Another way to look at money is as analogous to energy - and like with energy, it cannot be created nor destroyed (which is different from growth of the economy as a whole due to innovation). So any time you see a policy which appears to “create value” by shifting it around, will create slightly more losers than winners, if you take a holistic view (eg, increase cost of labour, decrease comparative advantage and decrease spending on research and development).


“ The inverse relationship between quantity demanded and price is the core proposition in economic science, which embodies the presupposition that human choice behavior is sufficiently rational to allow predictions to be made. Just as no physicist would claim that “water runs uphill,” no self-respecting economist would claim that increases in the minimum wage increase employment. Such a claim, if seriously advanced, becomes equivalent to a denial that there is even minimal scientific content in economics, and that, in consequence, economists can do nothing but write as advocates for ideological interests. Fortunately, only a handful of economists are willing to throw over the teaching of two centuries; we have not yet become a bevy of camp-following whores.” ~James M. Buchanan, 1986 Nobel laureate in economics, writing in the Wall Street Journal on April 25, 1996


IMO Card/Krueger's results are flawed for a different reason. They rely too much on real world results meaning that if all the other factors don't stay the same, their conclusions will eventually fail too.

For example, they say immigration doesn't affect wages. In Canada our government and top banks literally all say it does. There's also a wide body of evidence that increased labour supply does put downward pressure on wages (now whether they actually fall or stagnate depends on a combination of other factors).

Card/Krueger's work is like perfectly fitting a regression line to historical data. It has predictive power until it doesn't...


I'm not sure I've heard people complain that economics got too much data. Fun. To be clear, their model is to explain, not to predict.[0]

Causal inference has progressed a lot since their paper.

[0] https://projecteuclid.org/journals/statistical-science/volum...


Just go to the thread on HN discussing their Nobel Prize. They're most known for their study on Cuban migrants to Miami, where many migrants came and wages didn't fall.

Many, many economists cite this study to say that immigration doesn't reduce wages. And it is true, often. However it's not because an influx of workers doesn't create downward pressure on wages. It's because there's other factors which keep wages rising.

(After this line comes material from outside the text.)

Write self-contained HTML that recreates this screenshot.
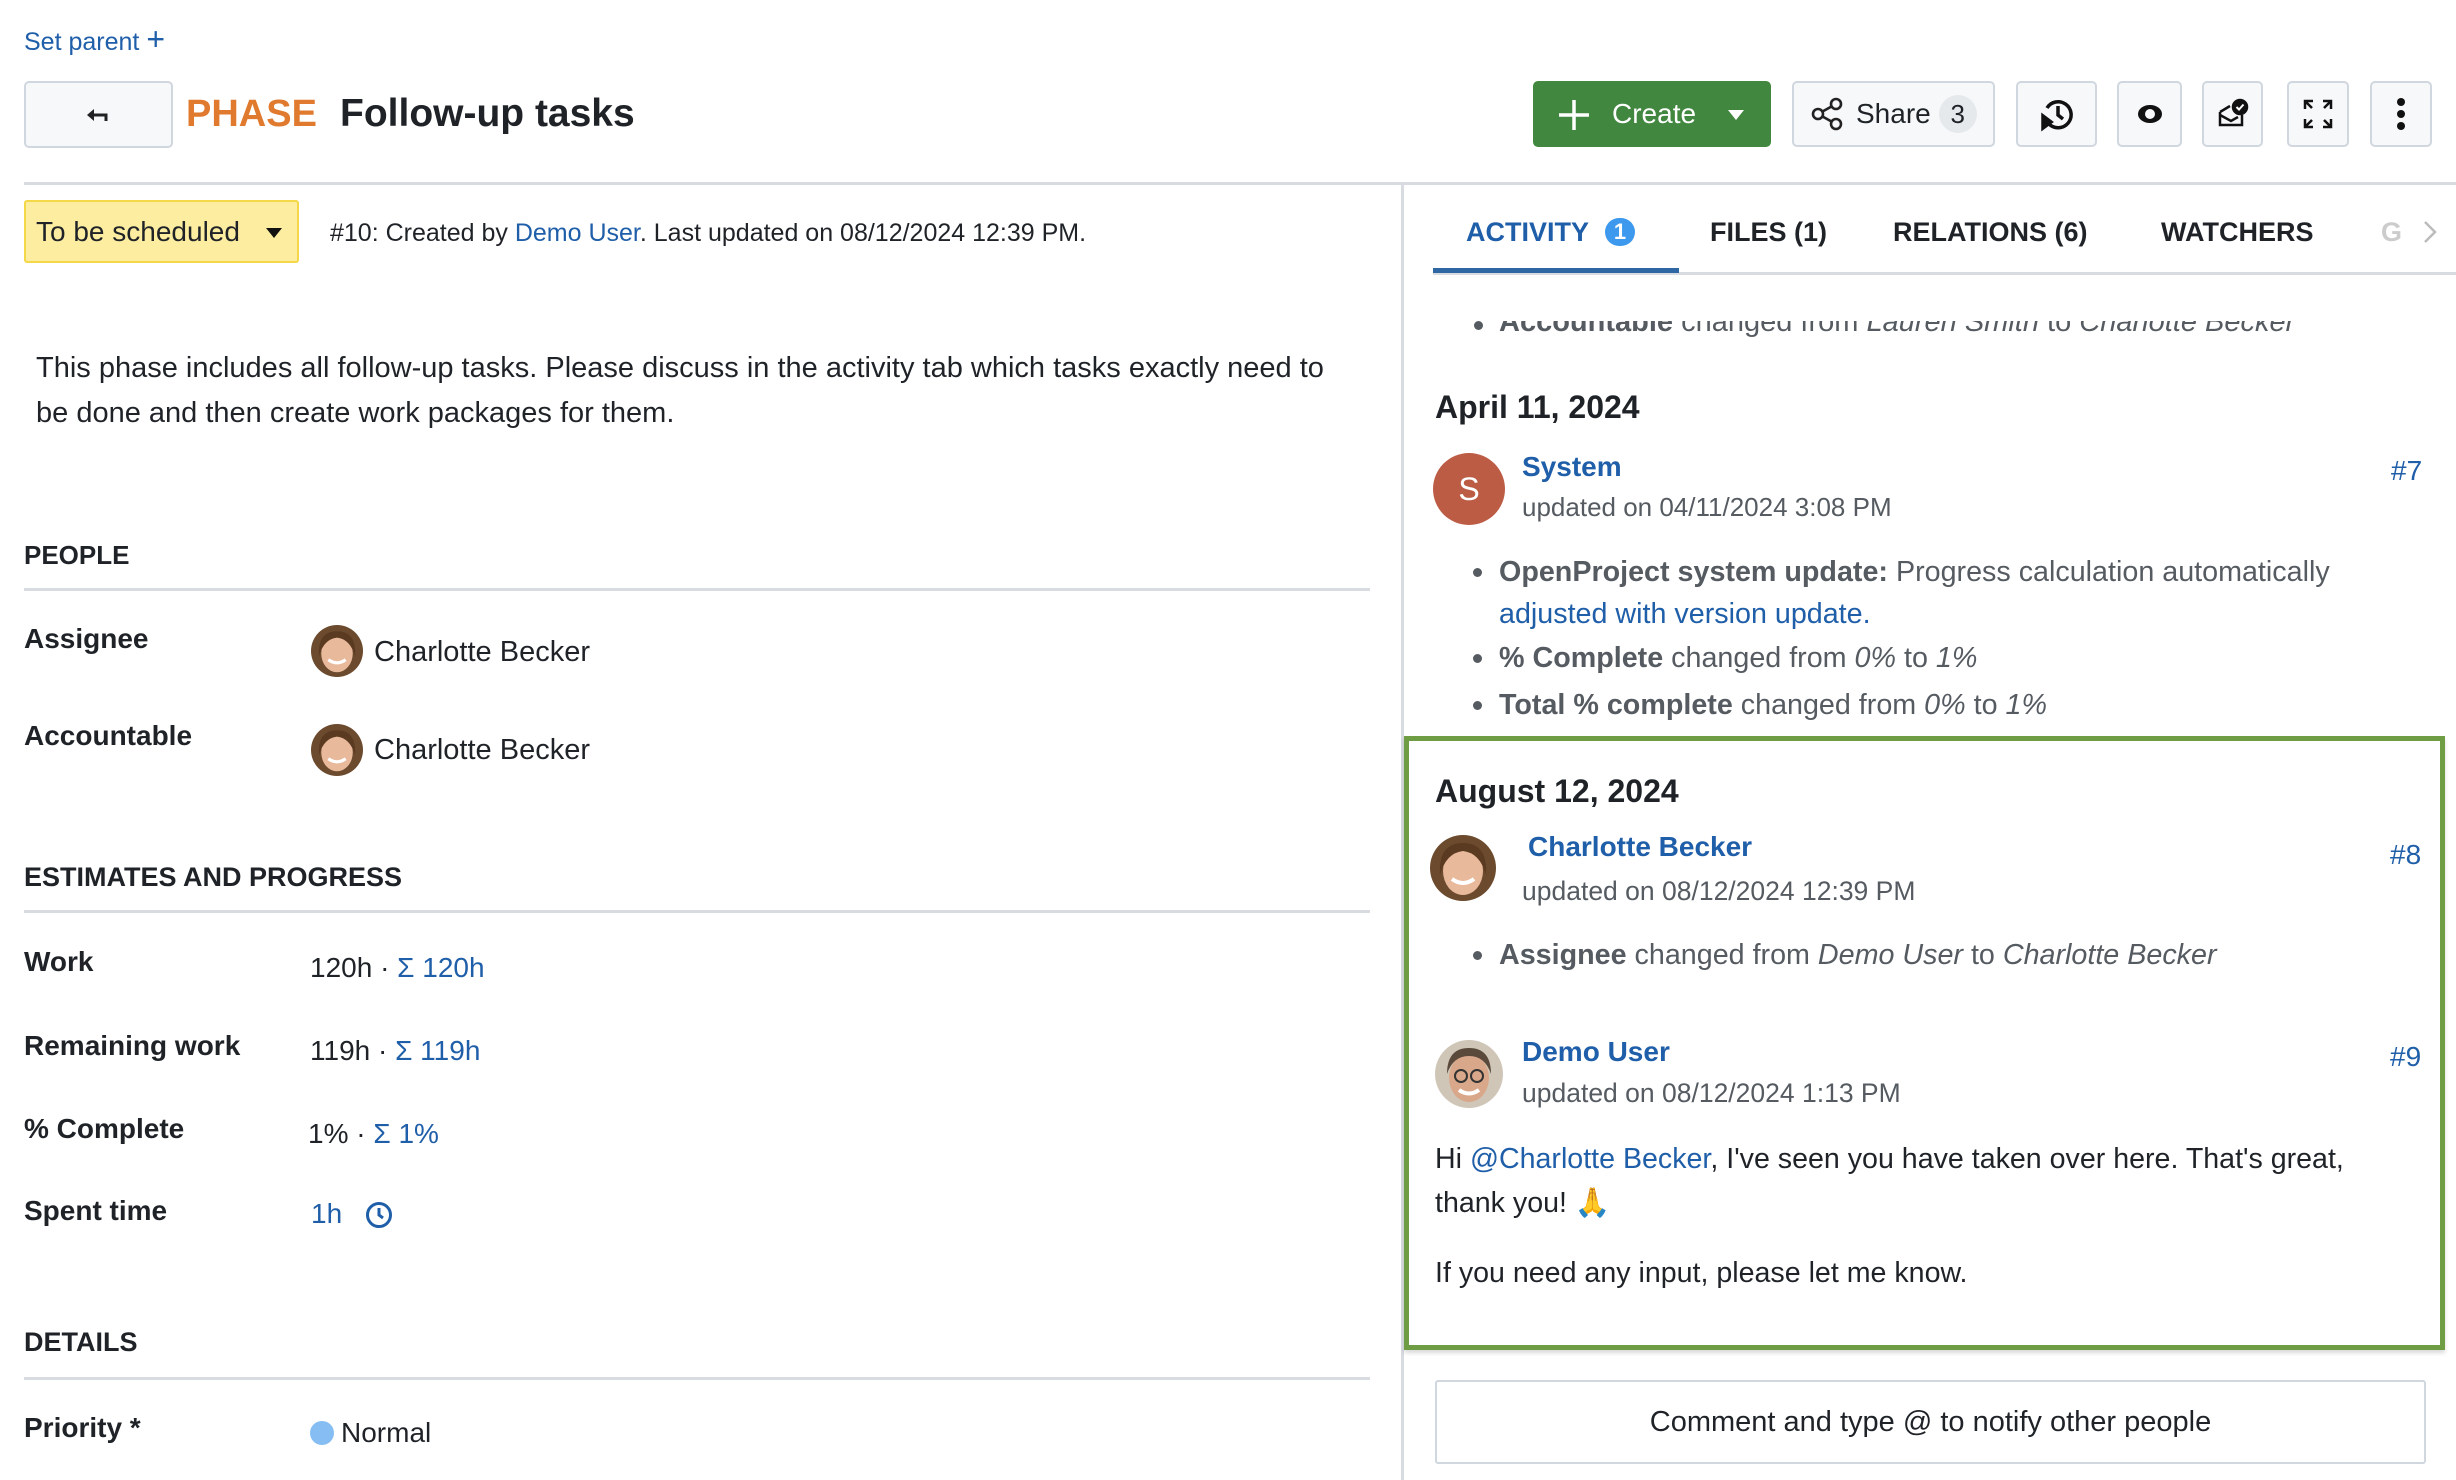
<!DOCTYPE html>
<html><head><meta charset="utf-8">
<style>
*{box-sizing:border-box;margin:0;padding:0}
body{width:2456px;height:1480px;overflow:hidden;background:#fff;font-family:"Liberation Sans",sans-serif;color:#1f2328;position:relative}
.t{position:absolute;white-space:nowrap;line-height:34px;font-size:28px}
.b{font-weight:bold}
.a{color:#1f5ea8}
.g{color:#555b61}
.btn{position:absolute;background:#f6f8fa;border:2px solid #d0d7de;border-radius:5px;display:flex;align-items:center;justify-content:center}
.hr{position:absolute;height:3px;background:#d8dbe0}
.av{position:absolute;border-radius:50%;overflow:hidden}
.bul{position:absolute;width:9px;height:9px;border-radius:50%;background:#555b61}
</style></head><body>

<div class="t a" style="left:24px;top:22px;font-size:25px">Set parent <span style="font-size:32px">+</span></div>

<div class="btn" style="left:24px;top:81px;width:149px;height:67px">
<svg width="30" height="20" viewBox="0 0 30 20"><path d="M3 10 L10 4 V16 Z" fill="#222"/><path d="M9 10 H22 V16" stroke="#222" stroke-width="3" fill="none"/></svg></div>
<div class="t b" style="left:186px;top:90px;font-size:38px;line-height:48px;color:#e07a2e">PHASE</div>
<div class="t b" style="left:340px;top:90px;font-size:39px;line-height:48px;color:#1f2328">Follow-up tasks</div>

<div style="position:absolute;left:1533px;top:81px;width:238px;height:66px;background:#41873f;border-radius:5px;color:#fff">
<svg style="position:absolute;left:24px;top:17px" width="34" height="34" viewBox="0 0 34 34"><path d="M17 2V32M2 17H32" stroke="#fff" stroke-width="3.5"/></svg>
<div class="t" style="left:79px;top:16px;font-size:28px;color:#fff">Create</div>
<svg style="position:absolute;left:194px;top:28px" width="18" height="12" viewBox="0 0 18 12"><path d="M1 1H17L9 11Z" fill="#fff"/></svg></div>

<div class="btn" style="left:1792px;top:81px;width:203px;height:66px;justify-content:flex-start">
<svg style="margin-left:16px" width="34" height="34" viewBox="0 0 34 34" fill="none" stroke="#222" stroke-width="2.6"><circle cx="8" cy="17" r="5"/><circle cx="26" cy="7" r="5"/><circle cx="26" cy="27" r="5"/><path d="M12.5 14.5L21.5 9.5M12.5 19.5L21.5 24.5"/></svg>
<span style="font-size:28px;margin-left:12px">Share</span>
<span style="margin-left:8px;width:38px;height:38px;border-radius:19px;background:#e6e9ec;display:inline-flex;align-items:center;justify-content:center;font-size:26px">3</span></div>

<div class="btn" style="left:2016px;top:81px;width:81px;height:66px"><svg width="40" height="40" viewBox="0 0 40 40" fill="none" stroke="#111" stroke-width="3.5"><path d="M10 14A13 13 0 1 1 12 30"/><path d="M21 12V21L26 25"/><path d="M6 22L14 28L6 34Z" fill="#111"/></svg></div>
<div class="btn" style="left:2117px;top:81px;width:65px;height:66px"><svg width="32" height="24" viewBox="0 0 32 24"><ellipse cx="16" cy="12" rx="12" ry="9" fill="#111"/><ellipse cx="16" cy="12" rx="5" ry="5" fill="#f6f8fa"/></svg></div>
<div class="btn" style="left:2202px;top:81px;width:61px;height:66px"><svg width="34" height="34" viewBox="0 0 34 34" fill="none" stroke="#111" stroke-width="2.5"><path d="M4 15L14 9M4 15V28H26V18"/><path d="M4 18L15 24L22 20"/><circle cx="24" cy="10" r="7" fill="#111"/><path d="M20.5 10L23 12.5L27.5 7.5" stroke="#fff" stroke-width="2"/></svg></div>
<div class="btn" style="left:2287px;top:81px;width:62px;height:66px"><svg width="32" height="32" viewBox="0 0 32 32" fill="none" stroke="#111" stroke-width="2.5"><path d="M3 11V3H11M3 3L10 10M21 3H29V11M29 3L22 10M3 21V29H11M3 29L10 22M29 21V29H21M29 29L22 22"/></svg></div>
<div class="btn" style="left:2370px;top:81px;width:62px;height:66px"><svg width="10" height="34" viewBox="0 0 10 34"><circle cx="5" cy="5" r="4" fill="#111"/><circle cx="5" cy="17" r="4" fill="#111"/><circle cx="5" cy="29" r="4" fill="#111"/></svg></div>

<div class="hr" style="left:24px;top:182px;width:2432px"></div>
<div style="position:absolute;left:1401px;top:184px;width:3px;height:1296px;background:#d8dbe0"></div>

<div style="position:absolute;left:24px;top:200px;width:275px;height:63px;background:#fdeda0;border:2px solid #f5d848;border-radius:3px"></div>
<div class="t" style="left:36px;top:215px;font-size:28px">To be scheduled</div>
<svg style="position:absolute;left:265px;top:227px" width="18" height="12" viewBox="0 0 18 12"><path d="M1 1H17L9 11Z" fill="#111"/></svg>
<div class="t" style="left:330px;top:216px;font-size:25px">#10: Created by <span class="a">Demo User</span>. Last updated on 08/12/2024 12:39 PM.</div>

<div class="t" style="left:36px;top:351px;font-size:29px">This phase includes all follow-up tasks. Please discuss in the activity tab which tasks exactly need to</div>
<div class="t" style="left:36px;top:396px;font-size:29px">be done and then create work packages for them.</div>

<div class="t b" style="left:24px;top:538px;font-size:26px">PEOPLE</div>
<div class="hr" style="left:24px;top:588px;width:1346px"></div>
<div class="t b" style="left:24px;top:622px">Assignee</div>
<div class="t b" style="left:24px;top:719px">Accountable</div>
<div class="av" style="left:311px;top:625px;width:52px;height:52px;background:#6b4a2e">
<svg width="52" height="52" viewBox="0 0 66 66"><ellipse cx="33" cy="36" rx="20" ry="24" fill="#e9b99b"/><path d="M10 40Q8 8 33 8Q58 8 56 40Q50 18 33 16Q16 18 10 40Z" fill="#5b3a22"/><path d="M22 44Q33 52 44 44" stroke="#fff" stroke-width="4" fill="none"/></svg></div>
<div class="av" style="left:311px;top:724px;width:52px;height:52px;background:#6b4a2e">
<svg width="52" height="52" viewBox="0 0 66 66"><ellipse cx="33" cy="36" rx="20" ry="24" fill="#e9b99b"/><path d="M10 40Q8 8 33 8Q58 8 56 40Q50 18 33 16Q16 18 10 40Z" fill="#5b3a22"/><path d="M22 44Q33 52 44 44" stroke="#fff" stroke-width="4" fill="none"/></svg></div>
<div class="t" style="left:374px;top:635px;font-size:29px">Charlotte Becker</div>
<div class="t" style="left:374px;top:733px;font-size:29px">Charlotte Becker</div>

<div class="t b" style="left:24px;top:860px;font-size:27px">ESTIMATES AND PROGRESS</div>
<div class="hr" style="left:24px;top:910px;width:1346px"></div>
<div class="t b" style="left:24px;top:945px">Work</div>
<div class="t b" style="left:24px;top:1029px">Remaining work</div>
<div class="t b" style="left:24px;top:1112px">% Complete</div>
<div class="t b" style="left:24px;top:1194px">Spent time</div>
<div class="t" style="left:310px;top:951px;font-size:28px">120h · <span class="a">Σ 120h</span></div>
<div class="t" style="left:310px;top:1034px;font-size:28px">119h · <span class="a">Σ 119h</span></div>
<div class="t" style="left:308px;top:1117px;font-size:28px">1% · <span class="a">Σ 1%</span></div>
<div class="t a" style="left:311px;top:1197px;font-size:28px">1h</div>
<svg style="position:absolute;left:364px;top:1200px" width="30" height="30" viewBox="0 0 30 30" fill="none" stroke="#1f5ea8" stroke-width="3"><circle cx="15" cy="15" r="11.5"/><path d="M15 8V15L19 18"/></svg>

<div class="t b" style="left:24px;top:1325px;font-size:27px">DETAILS</div>
<div class="hr" style="left:24px;top:1377px;width:1346px"></div>
<div class="t b" style="left:24px;top:1411px">Priority *</div>
<div style="position:absolute;left:310px;top:1421px;width:24px;height:24px;border-radius:50%;background:#86bdf2"></div>
<div class="t" style="left:341px;top:1416px;font-size:28px">Normal</div>

<!-- right panel -->
<div class="t b" style="left:1466px;top:215px;font-size:27px;color:#1f5ea8">ACTIVITY</div>
<div style="position:absolute;left:1605px;top:218px;width:30px;height:28px;border-radius:14px;background:#3d99ee;color:#fff;font-size:22px;font-weight:bold;text-align:center;line-height:28px">1</div>
<div class="t b" style="left:1710px;top:215px;font-size:27px">FILES (1)</div>
<div class="t b" style="left:1893px;top:215px;font-size:27px">RELATIONS (6)</div>
<div class="t b" style="left:2161px;top:215px;font-size:27px">WATCHERS</div>
<div class="t b" style="left:2381px;top:215px;font-size:27px;color:#ccc">G</div>
<svg style="position:absolute;left:2423px;top:220px" width="14" height="24" viewBox="0 0 14 24"><path d="M2 2L12 12L2 22" stroke="#bbb" stroke-width="2.5" fill="none"/></svg>
<div class="hr" style="left:1433px;top:272px;width:1023px"></div>
<div style="position:absolute;left:1433px;top:268px;width:246px;height:5px;background:#2f66a4"></div>

<div style="position:absolute;left:1404px;top:321px;width:1052px;height:40px;overflow:hidden">
<div class="bul" style="left:70px;top:0px"></div>
<div class="t g b" style="left:95px;top:-16px;font-size:29px">Accountable <span style="font-weight:normal">changed from <i>Lauren Smith</i> to <i>Charlotte Becker</i></span></div>
</div>

<div class="t b" style="left:1435px;top:388px;font-size:32px;line-height:38px">April 11, 2024</div>
<div class="av" style="left:1433px;top:453px;width:72px;height:72px;background:#bc5c45;color:#fff;font-size:32px;text-align:center;line-height:72px">S</div>
<div class="t b a" style="left:1522px;top:450px;font-size:28px">System</div>
<div class="t g" style="left:1522px;top:490px;font-size:26px">updated on 04/11/2024 3:08 PM</div>
<div class="t a" style="left:2391px;top:454px;font-size:28px">#7</div>
<div class="bul" style="left:1473px;top:568px"></div>
<div class="t g" style="left:1499px;top:555px;font-size:28.7px"><b>OpenProject system update:</b> Progress calculation automatically</div>
<div class="t a" style="left:1499px;top:597px;font-size:28.7px">adjusted with version update.</div>
<div class="bul" style="left:1473px;top:654px"></div>
<div class="t g" style="left:1499px;top:641px;font-size:28.7px"><b>% Complete</b> changed from <i>0%</i> to <i>1%</i></div>
<div class="bul" style="left:1473px;top:701px"></div>
<div class="t g" style="left:1499px;top:688px;font-size:28.7px"><b>Total % complete</b> changed from <i>0%</i> to <i>1%</i></div>

<div style="position:absolute;left:1404px;top:736px;width:1041px;height:614px;border:5px solid #6e9d44;box-shadow:0 3px 4px rgba(0,0,0,.15)"></div>
<div class="t b" style="left:1435px;top:772px;font-size:32px;line-height:38px">August 12, 2024</div>
<div class="av" style="left:1430px;top:835px;width:66px;height:66px;background:#6b4a2e">
<svg width="66" height="66" viewBox="0 0 66 66"><ellipse cx="33" cy="36" rx="20" ry="24" fill="#e9b99b"/><path d="M10 40Q8 8 33 8Q58 8 56 40Q50 18 33 16Q16 18 10 40Z" fill="#5b3a22"/><path d="M22 44Q33 52 44 44" stroke="#fff" stroke-width="4" fill="none"/></svg></div>
<div class="t b a" style="left:1528px;top:830px;font-size:28px">Charlotte Becker</div>
<div class="t g" style="left:1522px;top:874px;font-size:26.5px">updated on 08/12/2024 12:39 PM</div>
<div class="t a" style="left:2390px;top:838px;font-size:28px">#8</div>
<div class="bul" style="left:1473px;top:951px"></div>
<div class="t g" style="left:1499px;top:938px;font-size:28.7px"><b>Assignee</b> changed from <i>Demo User</i> to <i>Charlotte Becker</i></div>

<div class="av" style="left:1435px;top:1040px;width:68px;height:68px;background:#cfc6b8">
<svg width="68" height="68" viewBox="0 0 68 68"><ellipse cx="34" cy="38" rx="20" ry="24" fill="#d9a88a"/><path d="M12 34Q12 8 34 8Q56 8 56 34Q50 16 34 16Q18 16 12 34Z" fill="#5a4a3c"/><circle cx="26" cy="36" r="6" fill="none" stroke="#333" stroke-width="2"/><circle cx="42" cy="36" r="6" fill="none" stroke="#333" stroke-width="2"/><path d="M24 50Q34 57 44 50" stroke="#fff" stroke-width="4" fill="none"/></svg></div>
<div class="t b a" style="left:1522px;top:1035px;font-size:28px">Demo User</div>
<div class="t g" style="left:1522px;top:1076px;font-size:26.5px">updated on 08/12/2024 1:13 PM</div>
<div class="t a" style="left:2390px;top:1040px;font-size:28px">#9</div>
<div class="t" style="left:1435px;top:1142px;font-size:28.6px">Hi <span class="a">@Charlotte Becker</span>, I've seen you have taken over here. That's great,</div>
<div class="t" style="left:1435px;top:1186px;font-size:28.6px">thank you! 🙏</div>
<div class="t" style="left:1435px;top:1256px;font-size:28.6px">If you need any input, please let me know.</div>

<div style="position:absolute;left:1435px;top:1380px;width:991px;height:84px;border:2px solid #d0d7de;border-radius:3px"></div>
<div class="t" style="left:1435px;top:1405px;width:991px;text-align:center;font-size:29px">Comment and type @ to notify other people</div>
</body></html>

Now in Canada we have a situation where our immigration levels are so high that we don't even pretend it doesn't affect wages anymore.

https://www.baystreet.ca/economiccommentary/3472/Canada-Wage... https://financialpost.com/news/economy/immigrant-influx-is-s... https://www.bloomberg.com/news/articles/2021-11-24/immigrant...


>However it's not because an influx of workers doesn't create downward pressure on wages. It's because there's other factors which keep wages rising.

So one of the main theories about that paper is that the immigrants were in a largely separate labor market in terms of skills/experience from local workers. When they raised the labor supply in their particular market, it increased entreprenurial activity and more labor was hired across many labor markets as a result.


I got you. Yeah, reduced form models will have the issue of disentangling factors. This is why diff-in-diff and synthetic control models are valuable, but identification assumptions have to be clear.